+++ Data shown +++
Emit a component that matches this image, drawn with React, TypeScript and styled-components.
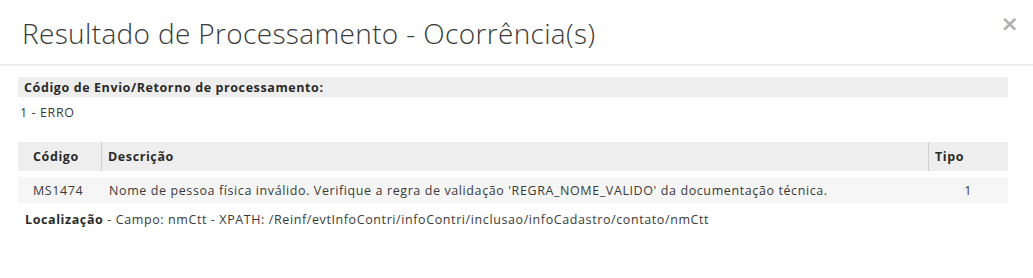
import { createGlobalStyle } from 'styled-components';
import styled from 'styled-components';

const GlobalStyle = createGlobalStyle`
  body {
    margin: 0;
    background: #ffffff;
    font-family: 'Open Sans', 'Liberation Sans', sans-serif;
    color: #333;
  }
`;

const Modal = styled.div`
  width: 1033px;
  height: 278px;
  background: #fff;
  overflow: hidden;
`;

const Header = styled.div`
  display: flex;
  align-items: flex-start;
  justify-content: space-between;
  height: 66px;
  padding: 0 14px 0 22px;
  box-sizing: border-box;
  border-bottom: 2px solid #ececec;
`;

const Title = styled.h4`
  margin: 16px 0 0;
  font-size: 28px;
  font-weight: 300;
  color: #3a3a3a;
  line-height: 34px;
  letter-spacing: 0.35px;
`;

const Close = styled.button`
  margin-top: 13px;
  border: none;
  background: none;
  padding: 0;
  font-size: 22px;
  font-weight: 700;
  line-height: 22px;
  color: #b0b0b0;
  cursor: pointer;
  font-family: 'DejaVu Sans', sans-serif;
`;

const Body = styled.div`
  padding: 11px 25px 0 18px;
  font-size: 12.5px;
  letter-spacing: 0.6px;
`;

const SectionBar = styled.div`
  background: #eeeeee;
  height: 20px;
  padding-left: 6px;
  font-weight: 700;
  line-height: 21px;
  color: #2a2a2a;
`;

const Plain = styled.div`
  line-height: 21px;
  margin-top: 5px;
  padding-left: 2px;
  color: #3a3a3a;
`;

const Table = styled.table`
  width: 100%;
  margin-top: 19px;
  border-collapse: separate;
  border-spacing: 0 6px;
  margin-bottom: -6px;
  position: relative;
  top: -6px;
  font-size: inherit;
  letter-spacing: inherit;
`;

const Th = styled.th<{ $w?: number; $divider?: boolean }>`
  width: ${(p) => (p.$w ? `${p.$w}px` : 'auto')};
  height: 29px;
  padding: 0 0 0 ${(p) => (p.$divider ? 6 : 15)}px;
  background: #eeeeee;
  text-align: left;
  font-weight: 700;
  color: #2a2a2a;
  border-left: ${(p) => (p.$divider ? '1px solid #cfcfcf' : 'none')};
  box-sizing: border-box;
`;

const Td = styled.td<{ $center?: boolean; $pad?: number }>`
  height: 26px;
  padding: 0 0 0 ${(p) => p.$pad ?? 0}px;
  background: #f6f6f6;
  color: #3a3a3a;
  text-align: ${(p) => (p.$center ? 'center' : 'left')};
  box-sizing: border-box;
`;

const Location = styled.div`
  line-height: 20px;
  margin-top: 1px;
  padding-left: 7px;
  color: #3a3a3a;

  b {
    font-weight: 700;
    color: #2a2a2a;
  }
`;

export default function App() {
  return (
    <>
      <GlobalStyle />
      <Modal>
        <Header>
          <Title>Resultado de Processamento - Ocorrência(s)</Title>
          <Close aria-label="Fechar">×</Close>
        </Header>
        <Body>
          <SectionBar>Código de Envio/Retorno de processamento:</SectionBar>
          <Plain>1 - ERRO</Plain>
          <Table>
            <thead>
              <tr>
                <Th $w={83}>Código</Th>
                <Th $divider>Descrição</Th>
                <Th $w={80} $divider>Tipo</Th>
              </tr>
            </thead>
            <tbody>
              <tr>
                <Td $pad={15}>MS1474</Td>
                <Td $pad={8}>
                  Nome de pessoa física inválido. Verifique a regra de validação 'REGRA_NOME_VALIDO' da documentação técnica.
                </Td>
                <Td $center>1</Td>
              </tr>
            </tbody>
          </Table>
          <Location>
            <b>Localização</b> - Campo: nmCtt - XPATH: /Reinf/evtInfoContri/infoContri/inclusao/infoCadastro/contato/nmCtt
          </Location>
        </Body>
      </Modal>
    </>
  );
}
+++
**Given instruction:** Pictures are to be left out; repeat all the remaining data exactly.

**Right answer:**
Emit a component that matches this image, drawn with React, TypeScript and styled-components.
import { createGlobalStyle } from 'styled-components';
import styled from 'styled-components';

const GlobalStyle = createGlobalStyle`
  body {
    margin: 0;
    background: #ffffff;
    font-family: 'Open Sans', 'Liberation Sans', sans-serif;
    color: #333;
  }
`;

const Modal = styled.div`
  width: 1033px;
  height: 278px;
  background: #fff;
  overflow: hidden;
`;

const Header = styled.div`
  display: flex;
  align-items: flex-start;
  justify-content: space-between;
  height: 66px;
  padding: 0 14px 0 22px;
  box-sizing: border-box;
  border-bottom: 2px solid #ececec;
`;

const Title = styled.h4`
  margin: 16px 0 0;
  font-size: 28px;
  font-weight: 300;
  color: #3a3a3a;
  line-height: 34px;
  letter-spacing: 0.35px;
`;

const Close = styled.button`
  margin-top: 13px;
  border: none;
  background: none;
  padding: 0;
  font-size: 22px;
  font-weight: 700;
  line-height: 22px;
  color: #b0b0b0;
  cursor: pointer;
  font-family: 'DejaVu Sans', sans-serif;
`;

const Body = styled.div`
  padding: 11px 25px 0 18px;
  font-size: 12.5px;
  letter-spacing: 0.6px;
`;

const SectionBar = styled.div`
  background: #eeeeee;
  height: 20px;
  padding-left: 6px;
  font-weight: 700;
  line-height: 21px;
  color: #2a2a2a;
`;

const Plain = styled.div`
  line-height: 21px;
  margin-top: 5px;
  padding-left: 2px;
  color: #3a3a3a;
`;

const Table = styled.table`
  width: 100%;
  margin-top: 19px;
  border-collapse: separate;
  border-spacing: 0 6px;
  margin-bottom: -6px;
  position: relative;
  top: -6px;
  font-size: inherit;
  letter-spacing: inherit;
`;

const Th = styled.th<{ $w?: number; $divider?: boolean }>`
  width: ${(p) => (p.$w ? `${p.$w}px` : 'auto')};
  height: 29px;
  padding: 0 0 0 ${(p) => (p.$divider ? 6 : 15)}px;
  background: #eeeeee;
  text-align: left;
  font-weight: 700;
  color: #2a2a2a;
  border-left: ${(p) => (p.$divider ? '1px solid #cfcfcf' : 'none')};
  box-sizing: border-box;
`;

const Td = styled.td<{ $center?: boolean; $pad?: number }>`
  height: 26px;
  padding: 0 0 0 ${(p) => p.$pad ?? 0}px;
  background: #f6f6f6;
  color: #3a3a3a;
  text-align: ${(p) => (p.$center ? 'center' : 'left')};
  box-sizing: border-box;
`;

const Location = styled.div`
  line-height: 20px;
  margin-top: 1px;
  padding-left: 7px;
  color: #3a3a3a;

  b {
    font-weight: 700;
    color: #2a2a2a;
  }
`;

export default function App() {
  return (
    <>
      <GlobalStyle />
      <Modal>
        <Header>
          <Title>Resultado de Processamento - Ocorrência(s)</Title>
          <Close aria-label="Fechar">×</Close>
        </Header>
        <Body>
          <SectionBar>Código de Envio/Retorno de processamento:</SectionBar>
          <Plain>1 - ERRO</Plain>
          <Table>
            <thead>
              <tr>
                <Th $w={83}>Código</Th>
                <Th $divider>Descrição</Th>
                <Th $w={80} $divider>Tipo</Th>
              </tr>
            </thead>
            <tbody>
              <tr>
                <Td $pad={15}>MS1474</Td>
                <Td $pad={8}>
                  Nome de pessoa física inválido. Verifique a regra de validação 'REGRA_NOME_VALIDO' da documentação técnica.
                </Td>
                <Td $center>1</Td>
              </tr>
            </tbody>
          </Table>
          <Location>
            <b>Localização</b> - Campo: nmCtt - XPATH: /Reinf/evtInfoContri/infoContri/inclusao/infoCadastro/contato/nmCtt
          </Location>
        </Body>
      </Modal>
    </>
  );
}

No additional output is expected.